• _Problem to solve_: Leaving out the pictures, please retype each record exactly.

..........

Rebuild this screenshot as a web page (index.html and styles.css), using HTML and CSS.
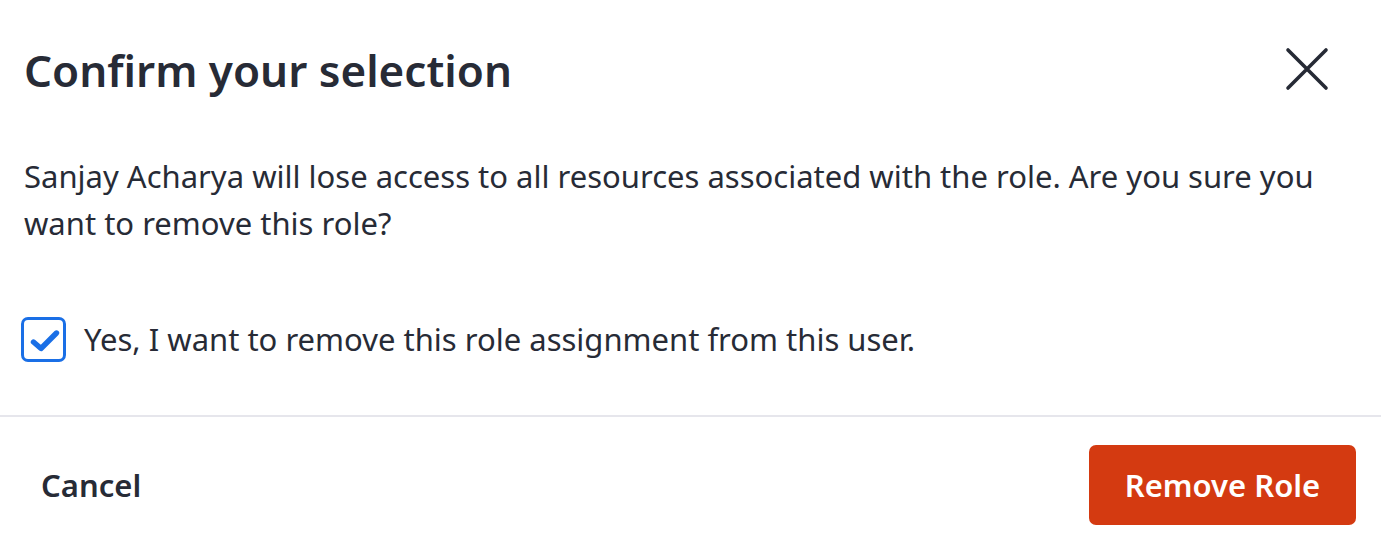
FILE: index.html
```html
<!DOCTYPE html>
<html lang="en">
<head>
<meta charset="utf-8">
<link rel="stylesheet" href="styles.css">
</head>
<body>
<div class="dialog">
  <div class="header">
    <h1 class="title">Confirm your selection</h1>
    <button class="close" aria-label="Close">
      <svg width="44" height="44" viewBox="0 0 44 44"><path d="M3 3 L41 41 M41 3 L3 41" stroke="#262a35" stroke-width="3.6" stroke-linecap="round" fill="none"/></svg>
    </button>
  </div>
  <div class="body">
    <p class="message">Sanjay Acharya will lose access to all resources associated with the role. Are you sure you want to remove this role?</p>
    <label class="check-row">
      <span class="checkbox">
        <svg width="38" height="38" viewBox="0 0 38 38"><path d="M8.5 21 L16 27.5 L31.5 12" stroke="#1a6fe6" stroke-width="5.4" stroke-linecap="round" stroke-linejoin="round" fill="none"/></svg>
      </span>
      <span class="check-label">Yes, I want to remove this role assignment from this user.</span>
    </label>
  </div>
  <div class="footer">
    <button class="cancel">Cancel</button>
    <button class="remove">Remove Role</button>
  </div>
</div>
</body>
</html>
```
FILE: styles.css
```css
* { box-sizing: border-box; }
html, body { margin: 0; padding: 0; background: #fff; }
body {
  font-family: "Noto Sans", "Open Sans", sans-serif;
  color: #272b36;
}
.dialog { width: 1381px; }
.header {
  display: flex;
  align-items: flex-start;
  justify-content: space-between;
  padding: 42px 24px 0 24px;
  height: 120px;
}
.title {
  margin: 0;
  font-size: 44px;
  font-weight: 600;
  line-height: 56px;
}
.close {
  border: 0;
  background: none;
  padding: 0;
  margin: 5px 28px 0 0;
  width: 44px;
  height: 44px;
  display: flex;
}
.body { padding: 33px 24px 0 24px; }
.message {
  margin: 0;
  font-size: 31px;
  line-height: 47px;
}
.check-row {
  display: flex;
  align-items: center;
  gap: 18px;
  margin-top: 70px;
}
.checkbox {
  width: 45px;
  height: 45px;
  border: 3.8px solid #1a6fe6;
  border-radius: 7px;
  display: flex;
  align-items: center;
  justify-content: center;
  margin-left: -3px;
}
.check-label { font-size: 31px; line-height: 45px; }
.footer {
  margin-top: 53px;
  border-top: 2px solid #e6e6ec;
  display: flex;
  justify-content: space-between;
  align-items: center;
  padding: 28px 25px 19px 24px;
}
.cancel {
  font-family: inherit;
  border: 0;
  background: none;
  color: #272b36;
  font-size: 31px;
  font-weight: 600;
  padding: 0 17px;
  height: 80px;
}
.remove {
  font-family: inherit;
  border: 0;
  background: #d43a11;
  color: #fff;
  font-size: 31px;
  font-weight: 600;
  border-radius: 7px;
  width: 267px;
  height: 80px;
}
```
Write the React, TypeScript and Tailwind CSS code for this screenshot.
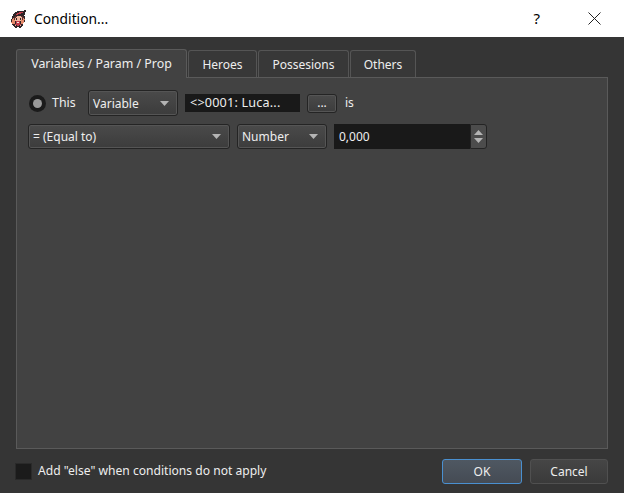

..........

• _Exercise response_:
Rebuild this screenshot as a web page (index.html and styles.css), using HTML and CSS.
FILE: index.html
```html
<!DOCTYPE html>
<html lang="en">
<head>
<meta charset="utf-8">
<link rel="stylesheet" href="styles.css">
</head>
<body>
<div class="dialog">
  <div class="header">
    <h1 class="title">Confirm your selection</h1>
    <button class="close" aria-label="Close">
      <svg width="44" height="44" viewBox="0 0 44 44"><path d="M3 3 L41 41 M41 3 L3 41" stroke="#262a35" stroke-width="3.6" stroke-linecap="round" fill="none"/></svg>
    </button>
  </div>
  <div class="body">
    <p class="message">Sanjay Acharya will lose access to all resources associated with the role. Are you sure you want to remove this role?</p>
    <label class="check-row">
      <span class="checkbox">
        <svg width="38" height="38" viewBox="0 0 38 38"><path d="M8.5 21 L16 27.5 L31.5 12" stroke="#1a6fe6" stroke-width="5.4" stroke-linecap="round" stroke-linejoin="round" fill="none"/></svg>
      </span>
      <span class="check-label">Yes, I want to remove this role assignment from this user.</span>
    </label>
  </div>
  <div class="footer">
    <button class="cancel">Cancel</button>
    <button class="remove">Remove Role</button>
  </div>
</div>
</body>
</html>
```
FILE: styles.css
```css
* { box-sizing: border-box; }
html, body { margin: 0; padding: 0; background: #fff; }
body {
  font-family: "Noto Sans", "Open Sans", sans-serif;
  color: #272b36;
}
.dialog { width: 1381px; }
.header {
  display: flex;
  align-items: flex-start;
  justify-content: space-between;
  padding: 42px 24px 0 24px;
  height: 120px;
}
.title {
  margin: 0;
  font-size: 44px;
  font-weight: 600;
  line-height: 56px;
}
.close {
  border: 0;
  background: none;
  padding: 0;
  margin: 5px 28px 0 0;
  width: 44px;
  height: 44px;
  display: flex;
}
.body { padding: 33px 24px 0 24px; }
.message {
  margin: 0;
  font-size: 31px;
  line-height: 47px;
}
.check-row {
  display: flex;
  align-items: center;
  gap: 18px;
  margin-top: 70px;
}
.checkbox {
  width: 45px;
  height: 45px;
  border: 3.8px solid #1a6fe6;
  border-radius: 7px;
  display: flex;
  align-items: center;
  justify-content: center;
  margin-left: -3px;
}
.check-label { font-size: 31px; line-height: 45px; }
.footer {
  margin-top: 53px;
  border-top: 2px solid #e6e6ec;
  display: flex;
  justify-content: space-between;
  align-items: center;
  padding: 28px 25px 19px 24px;
}
.cancel {
  font-family: inherit;
  border: 0;
  background: none;
  color: #272b36;
  font-size: 31px;
  font-weight: 600;
  padding: 0 17px;
  height: 80px;
}
.remove {
  font-family: inherit;
  border: 0;
  background: #d43a11;
  color: #fff;
  font-size: 31px;
  font-weight: 600;
  border-radius: 7px;
  width: 267px;
  height: 80px;
}
```
Write the React, TypeScript and Tailwind CSS code for this screenshot.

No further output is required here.